FIG. 6 is a graph for explaining an operation of detecting an input position of the touch panel of the invention; and

FIG. 7 is a plan view showing the schematic constitution of a modification of a display device with a touch panel of the invention.

DESCRIPTION OF THE PREFERRED EMBODIMENTS

Hereinafter, an embodiment of the invention is explained in detail in conjunction with drawings. Here, in all drawings for explaining the embodiment of the invention, parts having identical functions are given same symbols, and their repeated explanation is omitted.

In this embodiment, the explanation is made with respect to a case in which a liquid crystal display panel is used as an example of a display panel. Here, the invention is applicable to any display panel which can mount a touch panel thereon. Further, the display panel is not limited to the liquid crystal display panel, and the display panel may be a display panel which uses organic light emitting diode elements, for example.

FIG. 1 is a plan view showing the schematic constitution of a display device with a touch panel according to the embodiment of the invention.

The display device with a touch panel of this embodiment includes, as shown in FIG. 1, a liquid crystal display panel (LCD) and an electrostatic-capacitance-coupling-type touch panel 200 which is arranged on a viewer's-side surface of the liquid crystal display panel (LCD).

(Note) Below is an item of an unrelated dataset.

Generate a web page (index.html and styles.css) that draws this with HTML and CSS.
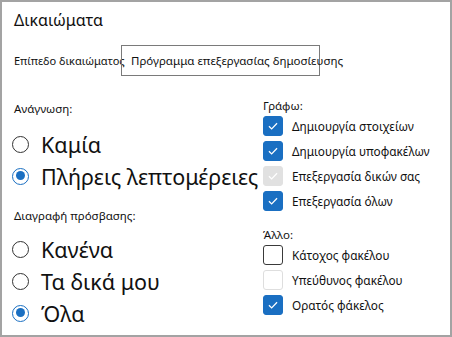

A backlight 150 which also constitutes a part of the liquid crystal display panel (LCD) is arranged on a lower-surface side of the liquid crystal display panel (LCD) opposite to a viewer's side. As the liquid crystal display panel (LCD), an IPS type liquid crystal display panel, a TN type liquid crystal display panel, a VA type liquid crystal display panel or the like can be used, for example.

The liquid crystal display panel (LCD) is constituted as follows, for example. A first substrate 101 which is formed of a glass substrate or the like and on which pixel electrodes, thin film transistors and the like are formed, and a second substrate 102 on which color filters and the like are formed overlapping with each other with a predetermined gap therebetween, both substrates are adhered to each other by a sealing material which is formed into a frame shape in the vicinity of peripheral portions of both substrates, liquid crystal is filled and sealed in a space defined inside the sealing material between both substrates through a liquid crystal filling port formed in a portion of the sealing material, and a polarizer (103, 104) is adhered to outer surfaces of both substrates.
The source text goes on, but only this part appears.